(Photo:Dolores Ochoa/AP)
本記事はソレダ・ブエンディア・エルドイサ(Soledad Buendía Herdoíza)のコラムの翻訳である。彼女はラファエル・コレア(Rafael Correa)政権下のエクアドルにおいて国家政治運営長官(Secretaria Nacional de Gestión de la Política)を務めた元国民議会議員である。エロイ・アルファロ民主主義研究所(Instituto para la Democracia Eloy Alfaro:IDEAL)の協力者であるとともに、女性の権利擁護活動家である。
近年、数多くの政府が治安政策として、武力の使用、警察権力の強化、特定の社会集団の犯罪化に焦点を当てた方針を推進してきた。そしてこれらの措置は、市民を守るために必要であるという主張のもとで正当化されてきた。しかし、このような言説は、安全保障と人権との間にあたかも両立し得ない対立関係があるかのような偽りのジレンマを作り出している。本稿では、こうした二項対立の構図を批判的に考察し、その含意をジェンダーの視点から分析することを提案する。特にこのような政策が、女性、若者、性的およびジェンダーの多様性を持つ人々にどのような影響を与えているかに焦点を当てる。
安全保障という概念は、例外的な政策を正当化するための覇権的な装置として用いられてきた。その名の下に、市民的自由の制限、刑罰の強化、国家による監視の拡大といった措置が導入されてきたが、それらは暴力の構造的な原因を解決するには至っていない。このようなアプローチは、結果として権威主義と抑圧の増加をもたらし、歴史的に周縁化されてきた身体や主体に対してとりわけ強く向けられてきたのである。
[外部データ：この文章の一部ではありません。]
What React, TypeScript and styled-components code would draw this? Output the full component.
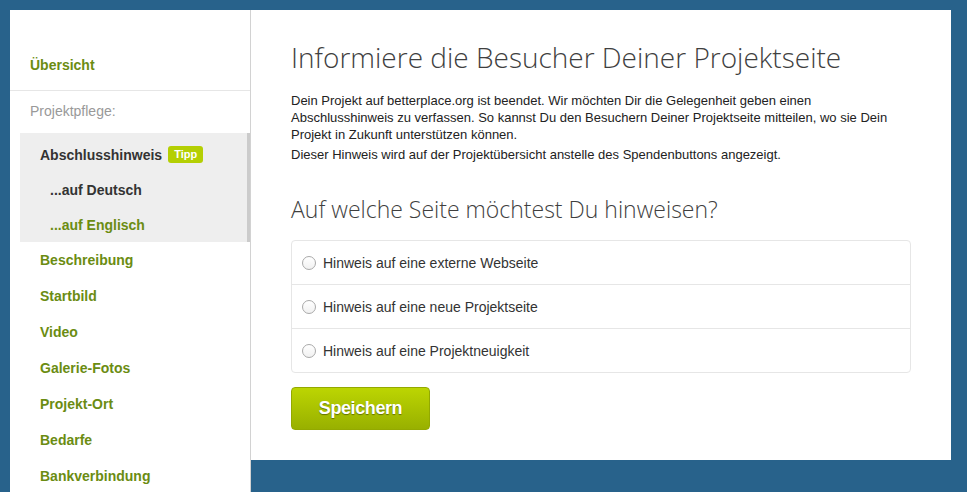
import React from "react";
import styled, { createGlobalStyle } from "styled-components";

const Global = createGlobalStyle`
  html, body { margin: 0; padding: 0; overflow: hidden; }
  body {
    background: #28628b;
    font-family: "Liberation Sans", Arial, sans-serif;
    color: #333;
  }
  * { box-sizing: border-box; }
`;

const Page = styled.div`
  display: flex;
  align-items: flex-start;
  padding: 10px 16px 0 10px;
  height: 492px;
  overflow: hidden;
`;

const Sidebar = styled.nav`
  width: 241px;
  flex: none;
  background: #fff;
  border-right: 1px solid #d2d2d2;
  padding-bottom: 80px;
`;

const OverviewLink = styled.a`
  display: block;
  padding: 46px 20px 16px;
  line-height: 18px;
  font-size: 14px;
  font-weight: bold;
  color: #6b8c12;
  border-bottom: 1px solid #e6e6e6;
  text-decoration: none;
`;

const SectionLabel = styled.div`
  padding: 11px 20px 13px;
  line-height: 18px;
  font-size: 14px;
  color: #999;
`;

const ActiveGroup = styled.div`
  margin-left: 10px;
  background: #eee;
  border-right: 3px solid #cbcbcb;
  padding-top: 4px;
`;

const NavItem = styled.a<{ $indent: number; $h?: number; $tone?: "green" | "dark" }>`
  display: flex;
  align-items: center;
  gap: 6px;
  height: ${(p) => p.$h ?? 36}px;
  padding-left: ${(p) => p.$indent}px;
  font-size: 14px;
  font-weight: bold;
  color: ${(p) => (p.$tone === "dark" ? "#333" : "#6b8c12")};
  text-decoration: none;
`;

const Badge = styled.span`
  display: inline-block;
  background: #b4cf03;
  color: #fff;
  font-size: 11px;
  font-weight: bold;
  line-height: 17px;
  padding: 0 6px;
  border-radius: 3px;
`;

const Main = styled.main`
  width: 700px;
  height: 450px;
  flex: none;
  background: #fff;
  padding: 28px 40px 0;
`;

const Title = styled.h1`
  margin: 0;
  font-family: "Open Sans", "Liberation Sans", sans-serif;
  font-weight: 300;
  font-size: 28px;
  line-height: 38px;
  color: #3f3f3f;
`;

const Intro = styled.p`
  margin: 16px 0 0;
  font-size: 13px;
  line-height: 17px;
  color: #222;
`;

const Note = styled.p`
  margin: 3px 0 0;
  font-size: 13px;
  line-height: 17px;
  color: #222;
`;

const SubTitle = styled.h2`
  margin: 31px 0 0;
  font-family: "Open Sans", "Liberation Sans", sans-serif;
  font-weight: 300;
  font-size: 23px;
  line-height: 30px;
  color: #3f3f3f;
`;

const Options = styled.div`
  margin-top: 16px;
  border: 1px solid #e6e6e6;
  border-radius: 4px;
`;

const Option = styled.label`
  display: flex;
  align-items: center;
  gap: 7px;
  height: 43px;
  padding-left: 10px;
  font-size: 14px;
  color: #333;
  & + & { border-top: 1px solid #e6e6e6; height: 44px; }
`;

const Radio = styled.span`
  width: 14px;
  height: 14px;
  border-radius: 50%;
  border: 1px solid #a9a9a9;
  background: linear-gradient(#fff, #f1f1f1);
  flex: none;
`;

const SaveButton = styled.button`
  display: block;
  margin-top: 14px;
  width: 139px;
  height: 43px;
  border: 1px solid #93a900;
  border-radius: 4px;
  background: linear-gradient(#bcd502, #98b000);
  color: #fff;
  font-family: "Liberation Sans", Arial, sans-serif;
  font-weight: bold;
  font-size: 18px;
  letter-spacing: -0.4px;
  text-shadow: 0 1px 1px rgba(0, 0, 0, 0.4);
  cursor: pointer;
`;

const navItems = ["Beschreibung", "Startbild", "Video", "Galerie-Fotos", "Projekt-Ort", "Bedarfe", "Bankverbindung"];

export default function App() {
  return (
    <>
      <Global />
      <Page>
        <Sidebar>
          <OverviewLink href="#">Übersicht</OverviewLink>
          <SectionLabel>Projektpflege:</SectionLabel>
          <ActiveGroup>
            <NavItem href="#" $indent={20} $h={35} $tone="dark">
              Abschlusshinweis <Badge>Tipp</Badge>
            </NavItem>
            <NavItem href="#" $indent={30} $h={35} $tone="dark">...auf Deutsch</NavItem>
            <NavItem href="#" $indent={30} $h={35}>...auf Englisch</NavItem>
          </ActiveGroup>
          {navItems.map((n) => (
            <NavItem key={n} href="#" $indent={30}>{n}</NavItem>
          ))}
        </Sidebar>
        <Main>
          <Title>Informiere die Besucher Deiner Projektseite</Title>
          <Intro>
            Dein Projekt auf betterplace.org ist beendet. Wir möchten Dir die Gelegenheit geben einen
            Abschlusshinweis zu verfassen. So kannst Du den Besuchern Deiner Projektseite mitteilen, wo sie Dein
            Projekt in Zukunft unterstützen können.
          </Intro>
          <Note>Dieser Hinweis wird auf der Projektübersicht anstelle des Spendenbuttons angezeigt.</Note>
          <SubTitle>Auf welche Seite möchtest Du hinweisen?</SubTitle>
          <Options>
            <Option><Radio />Hinweis auf eine externe Webseite</Option>
            <Option><Radio />Hinweis auf eine neue Projektseite</Option>
            <Option><Radio />Hinweis auf eine Projektneuigkeit</Option>
          </Options>
          <SaveButton>Speichern</SaveButton>
        </Main>
      </Page>
    </>
  );
}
この種の安全保障政策は、軍事的および懲罰的な手段に焦点を当てており、人間の尊厳を包括的に保護するという人間の安全保障の観点を排除し、国家および資本の安定を優先する秩序の概念へと移行している。その結果、多くの場合、基本的人権が犠牲にされている。このような観点からは、安全保障政策がさまざまな社会集団に不平等な影響を与えている実態を可視化することが極めて重要である。
特に、軍事化や過剰な警察の存在が見られる状況下では、女性たちはより大きな保護を受けるどころか、むしろ性的暴力、虐待、スティグマ(烙印)にさらされる危険性が高まっている。領域の犯罪化は、フェミニン化された身体、民族的に差別された身体、貧困層の身体に対しても作用し、その脆弱性を強化する結果となっている。
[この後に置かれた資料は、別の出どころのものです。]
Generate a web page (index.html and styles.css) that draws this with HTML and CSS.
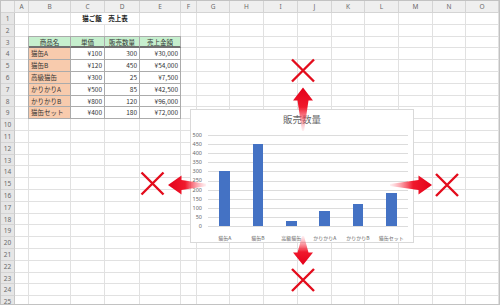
FILE: index.html
```html
<!DOCTYPE html>
<html lang="ja">
<head>
    <meta charset="UTF-8">
    <title>猫ご飯 売上表</title>
    <link rel="stylesheet" href="styles.css">
</head>
<body>
    <div class="sheet">
        <div class="grid" id="grid"></div>

        <div class="chart">
            <div class="chart-title">販売数量</div>
            <div class="chart-body">
                <div class="y-axis">
                    <span>500</span><span>450</span><span>400</span><span>350</span>
                    <span>300</span><span>250</span><span>200</span><span>150</span>
                    <span>100</span><span>50</span><span>0</span>
                </div>
                <div class="plot">
                    <div class="cat"><div class="bar" style="height:54.6px"></div></div>
                    <div class="cat"><div class="bar" style="height:81.9px"></div></div>
                    <div class="cat"><div class="bar" style="height:4.6px"></div></div>
                    <div class="cat"><div class="bar" style="height:15.5px"></div></div>
                    <div class="cat"><div class="bar" style="height:21.8px"></div></div>
                    <div class="cat"><div class="bar" style="height:32.8px"></div></div>
                </div>
            </div>
            <div class="x-axis">
                <span>猫缶A</span><span>猫缶B</span><span>高級猫缶</span>
                <span>かりかりA</span><span>かりかりB</span><span>猫缶セット</span>
            </div>
        </div>

        <svg class="marks" viewBox="1 1 498 303" width="498" height="303">
            <defs>
                <linearGradient id="fade-up" x1="0" y1="0" x2="0" y2="1">
                    <stop offset="0" stop-color="#e3001a"/>
                    <stop offset="0.45" stop-color="#f0192c"/>
                    <stop offset="1" stop-color="#ff7080" stop-opacity="0.1"/>
                </linearGradient>
                <linearGradient id="fade-down" x1="0" y1="1" x2="0" y2="0">
                    <stop offset="0" stop-color="#e3001a"/>
                    <stop offset="0.45" stop-color="#f0192c"/>
                    <stop offset="1" stop-color="#ff7080" stop-opacity="0.1"/>
                </linearGradient>
                <linearGradient id="fade-left" x1="0" y1="0" x2="1" y2="0">
                    <stop offset="0" stop-color="#e3001a"/>
                    <stop offset="0.45" stop-color="#f0192c"/>
                    <stop offset="1" stop-color="#ff7080" stop-opacity="0.1"/>
                </linearGradient>
                <linearGradient id="fade-right" x1="1" y1="0" x2="0" y2="0">
                    <stop offset="0" stop-color="#e3001a"/>
                    <stop offset="0.45" stop-color="#f0192c"/>
                    <stop offset="1" stop-color="#ff7080" stop-opacity="0.1"/>
                </linearGradient>
            </defs>

            <!-- arrows -->
            <polygon fill="url(#fade-up)" points="303,87.5 313,100.5 308.5,100.5 304,131 302,131 297.5,100.5 293,100.5"/>
            <polygon fill="url(#fade-down)" points="303,265 313,252.5 308.5,252.5 304,236 302,236 297.5,252.5 293,252.5"/>
            <polygon fill="url(#fade-left)" points="168,185 181.5,175.5 181.5,180 206,183.8 206,186.2 181.5,190 181.5,194.5"/>
            <polygon fill="url(#fade-right)" points="432,185 418.5,175.5 418.5,180 390,184 390,186 418.5,190 418.5,194.5"/>

            <!-- crosses -->
            <g stroke="#e30c1c" stroke-width="2.4" stroke-linecap="butt">
                <path d="M292 59.5 L314 81.5 M314 59.5 L292 81.5"/>
                <path d="M141.5 172.5 L163.5 194.5 M163.5 172.5 L141.5 194.5"/>
                <path d="M436 174 L458 196 M458 174 L436 196"/>
                <path d="M292 269 L314 291 M314 269 L292 291"/>
            </g>
        </svg>
    </div>

    <script>
        const letters = ['', 'A', 'B', 'C', 'D', 'E', 'F', 'G', 'H', 'I', 'J', 'K', 'L', 'M', 'N', 'O'];
        const rowCount = 25;

        // B3:E9
        const table = [
            ['商品名', '単価', '販売数量', '売上金額'],
            ['猫缶A', '¥100', '300', '¥30,000'],
            ['猫缶B', '¥120', '450', '¥54,000'],
            ['高級猫缶', '¥300', '25', '¥7,500'],
            ['かりかりA', '¥500', '85', '¥42,500'],
            ['かりかりB', '¥800', '120', '¥96,000'],
            ['猫缶セット', '¥400', '180', '¥72,000']
        ];

        const grid = document.getElementById('grid');

        function addCell(text, classes) {
            const cell = document.createElement('div');
            cell.className = 'cell ' + classes;
            cell.textContent = text;
            grid.appendChild(cell);
            return cell;
        }

        // column headers
        letters.forEach((l, i) => addCell(l, i === 0 ? 'corner' : 'col-head'));

        for (let r = 1; r <= rowCount; r++) {
            addCell(r, 'row-head');
            for (let c = 1; c < letters.length; c++) {
                if (r === 1 && c === 3) {
                    addCell('猫ご飯　売上表', 'title').style.gridColumn = 'span 2';
                    c++;
                    continue;
                }
                const inTable = r >= 3 && r <= 9 && c >= 2 && c <= 5;
                if (!inTable) {
                    addCell('', '');
                    continue;
                }
                const text = table[r - 3][c - 2];
                let cls = 't';
                if (r === 3) cls += ' th';
                else if (c === 2) cls += ' name';
                else cls += ' num';
                if (c === 2) cls += ' t-left';
                if (r === 3) cls += ' t-top';
                addCell(text, cls);
            }
        }
    </script>
</body>
</html>
```

FILE: styles.css
```css
:root {
    --grid-line: #e1e1e1;
    --head-bg: #efefef;
    --head-text: #6a6a6a;
    --table-line: #ababab;
    --green: #c6efce;
    --orange: #f8cbad;
    --bar: #4472c4;
    --chart-text: #666;
}

body {
    margin: 0;
    background: #fff;
    font-family: "Noto Sans CJK JP", "Noto Sans", sans-serif;
}

.sheet {
    position: relative;
    width: 498px;
    height: 303px;
    border: 1px solid #c2c2c2;
    overflow: hidden;
    background: #fff;
}

.grid {
    display: grid;
    grid-template-columns: 14px 14px 42px 34px 35px 41px 16px 33px 34px 34px 34px 33px 34px 34px 33px 33px;
    grid-template-rows: 12px;
    grid-auto-rows: 11.8px;
}

.cell {
    box-sizing: border-box;
    border-right: 1px solid var(--grid-line);
    border-bottom: 1px solid var(--grid-line);
    font-size: 6.5px;
    line-height: 11px;
    padding: 0 2px;
    white-space: nowrap;
    color: #333;
}

.corner,
.col-head,
.row-head {
    background: var(--head-bg);
    color: var(--head-text);
    text-align: center;
    padding: 0;
    font-family: "Noto Sans", sans-serif;
    font-size: 6.5px;
    border-color: #d4d4d4;
}

.col-head {
    line-height: 12px;
}

.row-head {
    background: #e6e6e6;
    border-right-color: #c8c8c8;
}

.title {
    font-weight: bold;
    text-align: center;
    color: #222;
}

.t {
    border-right-color: var(--table-line);
    border-bottom-color: var(--table-line);
}

.t-left {
    box-shadow: -1px 0 0 var(--table-line);
}

.t-top {
    box-shadow: 0 -1px 0 var(--table-line);
}

.t-top.t-left {
    box-shadow: -1px 0 0 var(--table-line), 0 -1px 0 var(--table-line), -1px -1px 0 var(--table-line);
}

.th {
    background: var(--green);
    text-align: center;
    border-bottom: 2px solid #707070;
}

.name {
    background: var(--orange);
}

.num {
    text-align: right;
}

/* chart */
.chart {
    position: absolute;
    left: 189px;
    top: 108px;
    width: 224px;
    height: 134px;
    box-sizing: border-box;
    border: 1px solid #d9d9d9;
    background: #fff;
    padding-top: 3px;
    color: var(--chart-text);
}

.chart-title {
    height: 13px;
    line-height: 13px;
    font-size: 9.5px;
    text-align: center;
}

.chart-body {
    display: flex;
    gap: 6px;
    margin-top: 9px;
}

.y-axis {
    width: 11px;
    height: 97px;
    margin-top: -3px;
    display: flex;
    flex-direction: column;
    justify-content: space-between;
    align-items: flex-end;
    font-family: "Noto Sans", sans-serif;
    font-size: 5.5px;
    line-height: 6px;
}

.plot {
    width: 200px;
    height: 92px;
    display: flex;
    align-items: flex-end;
    padding-bottom: 1px;
    box-sizing: border-box;
    background: repeating-linear-gradient(to bottom, #dcdcdc 0 1px, transparent 1px 9.1px);
}

.cat {
    flex: 1;
    display: flex;
    justify-content: center;
}

.bar {
    width: 10.5px;
    background: var(--bar);
}

.x-axis {
    display: flex;
    width: 200px;
    margin: 5px 0 0 17px;
    font-size: 5px;
    line-height: 7px;
}

.x-axis span {
    flex: 1;
    text-align: center;
    white-space: nowrap;
}

.marks {
    position: absolute;
    left: 0;
    top: 0;
    pointer-events: none;
}
```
また、特に労働者階級や貧困層に属する若者たちは「潜在的な脅威」と見なされることが多く、それによって人種プロファイリング、恣意的な拘束、強制失踪といった人権侵害が引き起こされている。同様のことが、LGBTIQ+の人々にも起きており、彼らのアイデンティティや表現が制度的暴力の標的とされることが頻繁にある。
このような「非規範的な」身体は、実際に危険をもたらす存在であるからではなく、むしろ、これらの安全保障政策が保護しようとしている父権的・シスヘテロノーマティブ(異性愛・出生時の性別規範に基づく)・資本主義的秩序を問い直す存在であるがゆえに、懲罰の優先的対象とされているのである。
このような観点に立てば、権利と安全保障の間にあるとされるジレンマは、実際には現実の二者択一ではなく、統制のメカニズムを正当化するために構築された政治的な作り物である。人権は安全保障と排他的な関係にあるのではなく、むしろすべての人々が暴力から解放され、正義、保健、教育および福祉へのアクセスを保障された状態で生きる能力を意味する「真の民主的な安全保障」の基盤である。
また、安全保障はジェンダー平等や社会的正義と切り離しては考えられない。懲罰を優先するのではなく、暴力の構造的原因——すなわち不平等、貧困、マチスモ(男尊女卑的な価値観)——に対応し、地域社会のつながりや包括的保護の仕組みを強化する公共政策を推進することが急務である。
人権か安全保障かのどちらかを選ばなければならないと主張し続けることは、排除と暴力を永続させる偽りのジレンマに陥ることにほかならない。権利なき安全保障は、脆弱であるだけでなく、根本的に不正義である。このような観点から、安全保障のパラダイムを、すべての人々、特に歴史的に周縁化されてきた人々の尊厳を認め、保障するものへと再構築する必要がある。そうして初めて、真に安全で、平等かつ民主的な社会を築くことが可能となるのである。